We have problems that other areas may also have. The successful edge-of-town shopping centre has caused the ruination of many of our suburban shopping centres. We have a desperate need for investment in public transport, both railway and busway. The council is trying to do something about that, but there is a need for Government assistance to oil the wheels, metaphorically speaking, making it easier for public and private money to come together, rather than operating in the convoluted way that was determined by the previous Government.

We have the greatest traffic problem in Scotland--not as great, perhaps, as some such problems in England, but the situation is bad and needs attention, again at central Government and local government levels.

Above all, we do not need a second Forth road bridge, which was threatened by the previous Government, or the so-called Barnton bypass, which was almost universally condemned. I hope that the Scottish Office will rapidly show that it is not pursuing those foolish ideas.

We need a system in which communities can be helped to revive themselves. A Scottish Parliament would give a great opportunity for doing things better and for helping people to help themselves, instead of having a begging-bowl mentality and blaming London all the time, which is what we tend to do.

On the Bill, there are two main issues: one is home rule; the other is whether we need a referendum. On home rule, I agree with those who think that sovereignty lies with the people and not with Parliament. Whether they are Scottish people, English, Welsh or Irish, they have the sovereignty and we are merely lent it to look after for a short while.

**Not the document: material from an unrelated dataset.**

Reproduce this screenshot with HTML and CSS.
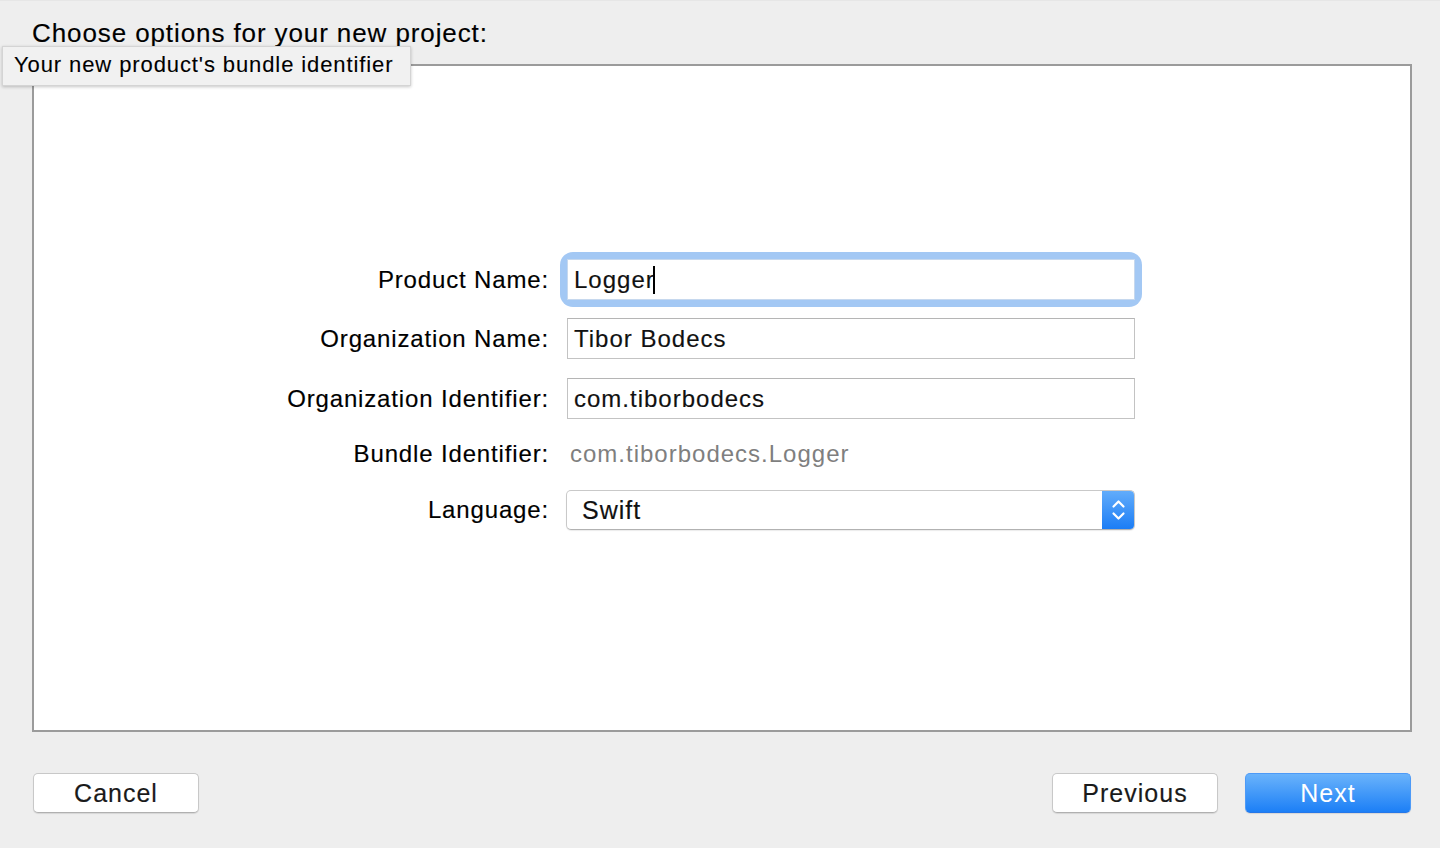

This House is an example of how not to run the affairs of Scotland. We really must invent a Scottish Parliament that conducts its affairs better than this. It is a travesty of democracy that the system here--put into effect conscientiously by the various people occupying the Chair--does not allow those parties that provide all the Opposition Members in Scotland and Wales to speak to and vote on the amendments that they have tabled on this vital issue. In what other democratic body would that be allowed? The whole thing is a travesty.

Having been here such a short time, it might be wrong of me to say so, but my enthusiasm for a Scottish Parliament increases with every day that I spend at Westminster, and that is partly due to listening to the English Conservatives.